Shampooing avait retrouvé ses couleurs. Sans doute n’avait-il pas bu que du café au karaoké. Janusz mourait de faim mais il ne pouvait plus se permettre de rôder dans les soupes populaires…
Comme s’il pressentait ses craintes, Shampooing annonça :
— Ce soir, on va au resto.
— Au resto, vraiment ?
— Presque !
Dix minutes plus tard, ils se trouvaient dans l’arrière-cour d’un fast-food. Des effluves dégueulasses graissaient l’air. Shampooing plongeait tête la première dans des conteneurs remplis de déchets.
Janusz avait le cœur dans la gorge. L’impasse lui rappelait le patio où il s’était renversé du vin sur la tête, la veille au matin. Il avait l’impression d’avoir vécu un siècle depuis ce baptême atroce.
Shampooing ressortit des poubelles les bras chargés de victuailles sous plastique.
— Monsieur est servi ! ricana-t-il.
Il lui lança ses trésors, l’un après l’autre, en énumérant :
— Tomates ! Pain de mie ! Fromage ! Jambon !
Janusz les attrapait, partagé entre dégoût et fringale.
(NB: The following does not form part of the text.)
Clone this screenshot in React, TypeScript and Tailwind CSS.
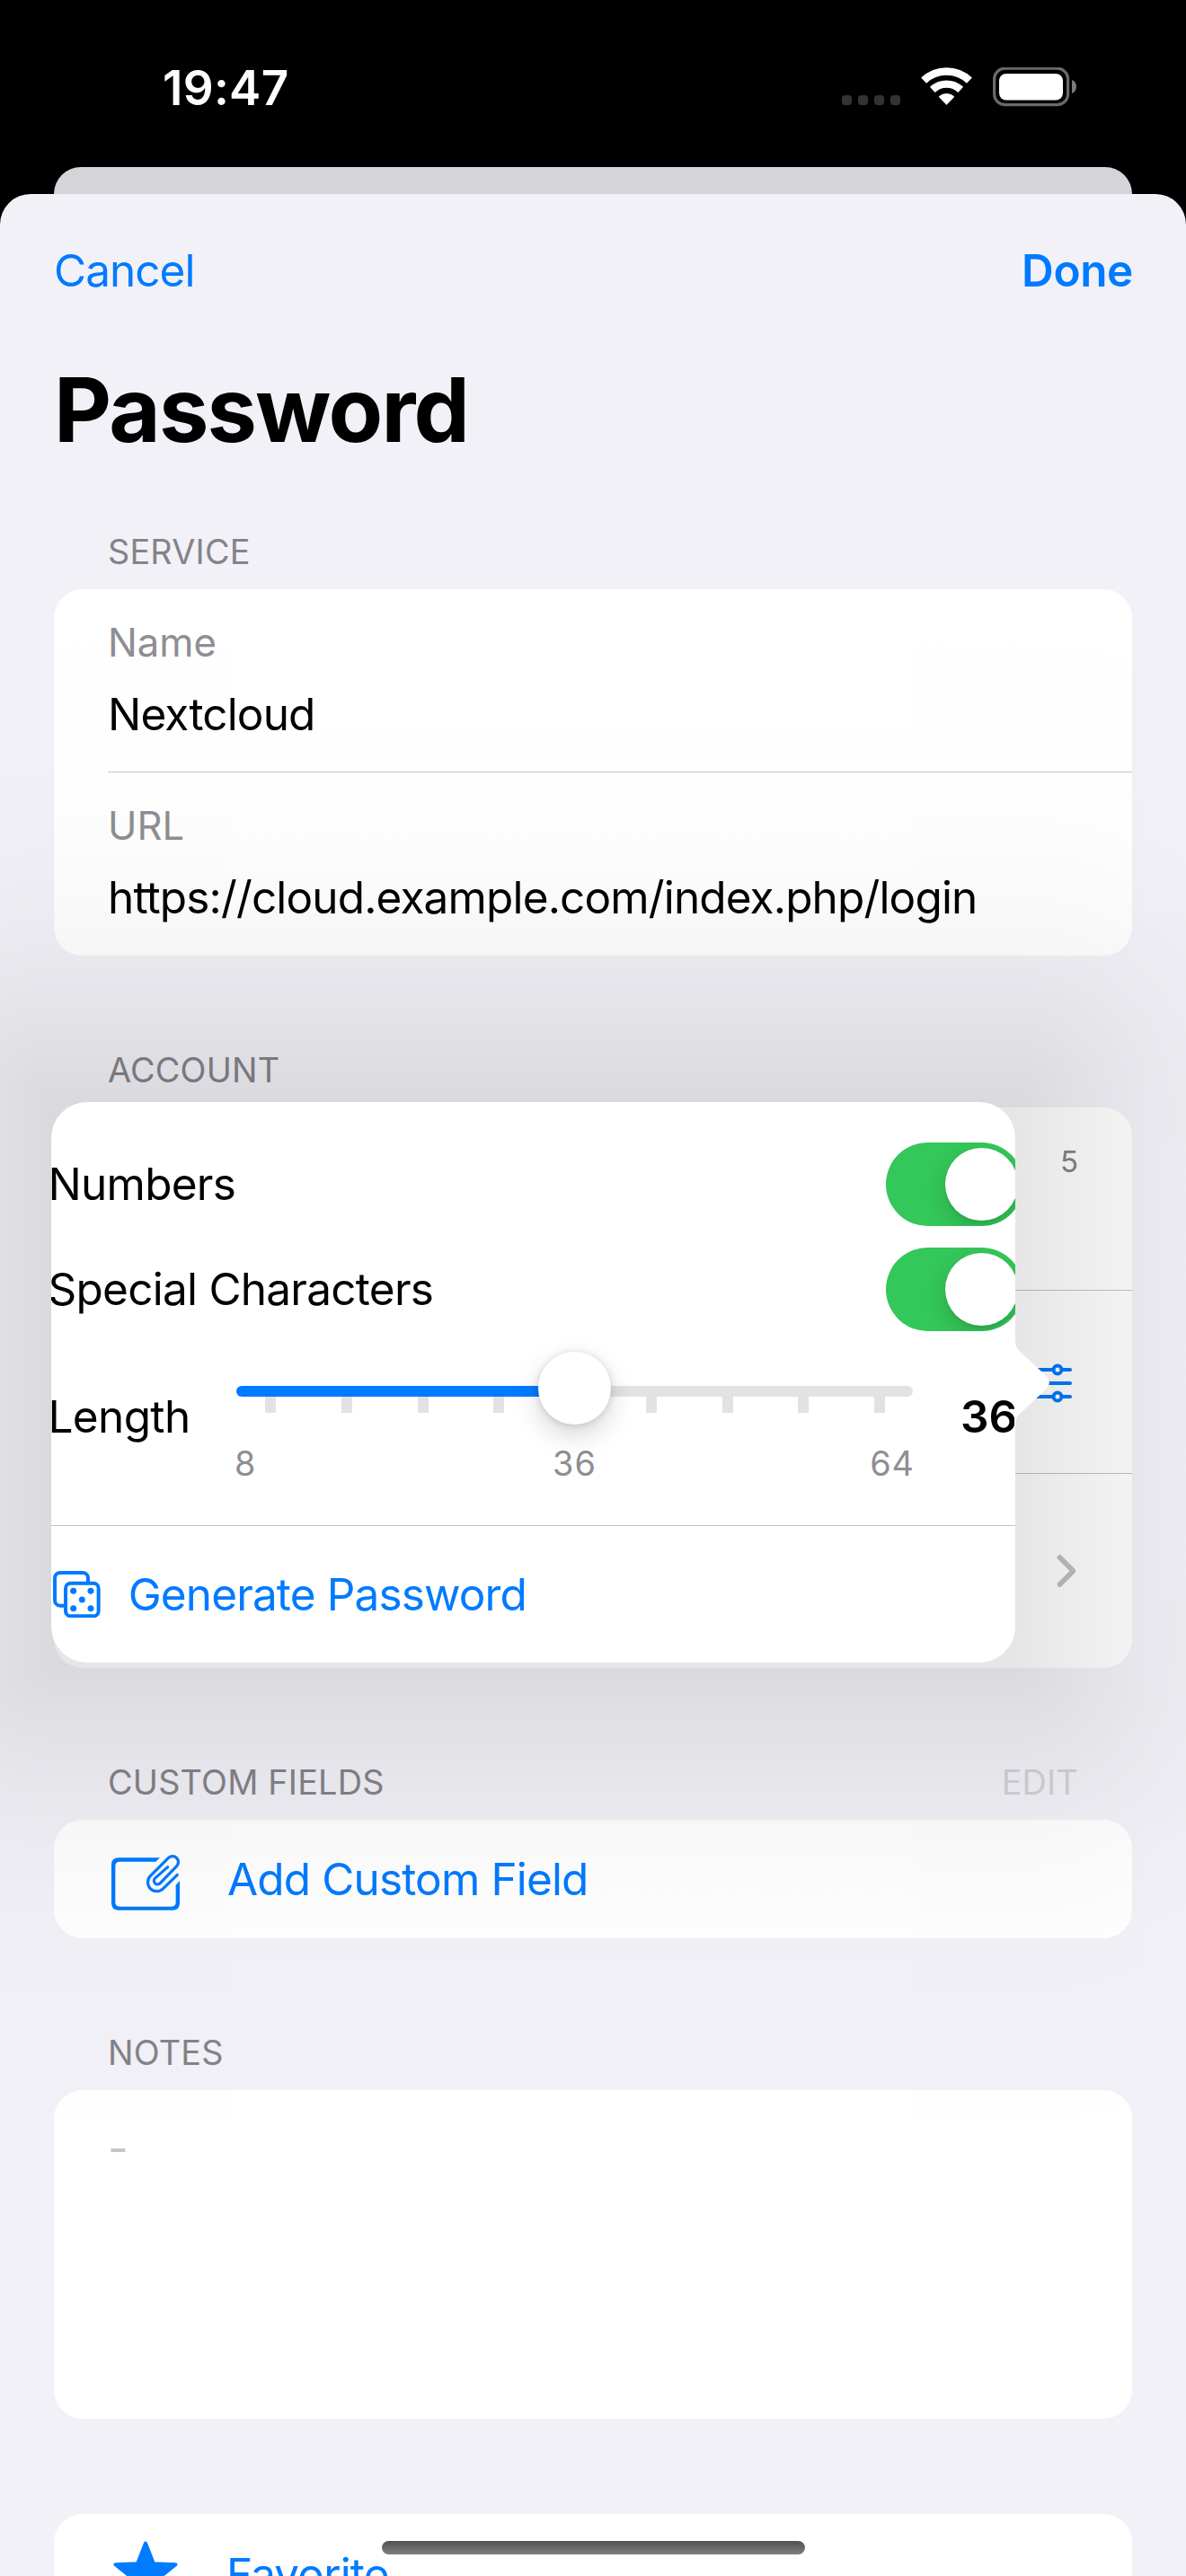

— Rien que du bio ! conclut Shampooing.
Janusz ouvrit un sachet plastique et croqua dans une tranche de pain à peine décongelée. Il en éprouva une jouissance profonde. Une sourde reconnaissance de l’estomac. Il ouvrit d’autres sachets. Dévora du jambon, du fromage, des cornichons… À chaque bouchée, il mesurait la profondeur de leur misère. Deux hommes accroupis, mangeant avec leurs doigts, en poussant des grognements. Des rats survivant dans les entrailles de la ville.
— Coca ?
Shampooing lui tendait un gobelet surmonté d’une paille brisée. Il l’attrapa avec avidité et but d’un trait. La vie revenait dans ses veines. La force dans ses muscles.
— Où on va dormir ? demanda-t-il pour rester dans les questions vitales.
— Va falloir la jouer fine, avec les zonards qui traînent et les flics qui vont faire la tournée des foyers…
La sollicitude de Shampooing lui fit plaisir — à moins qu’il ait le projet de lui trancher la gorge dans son sommeil.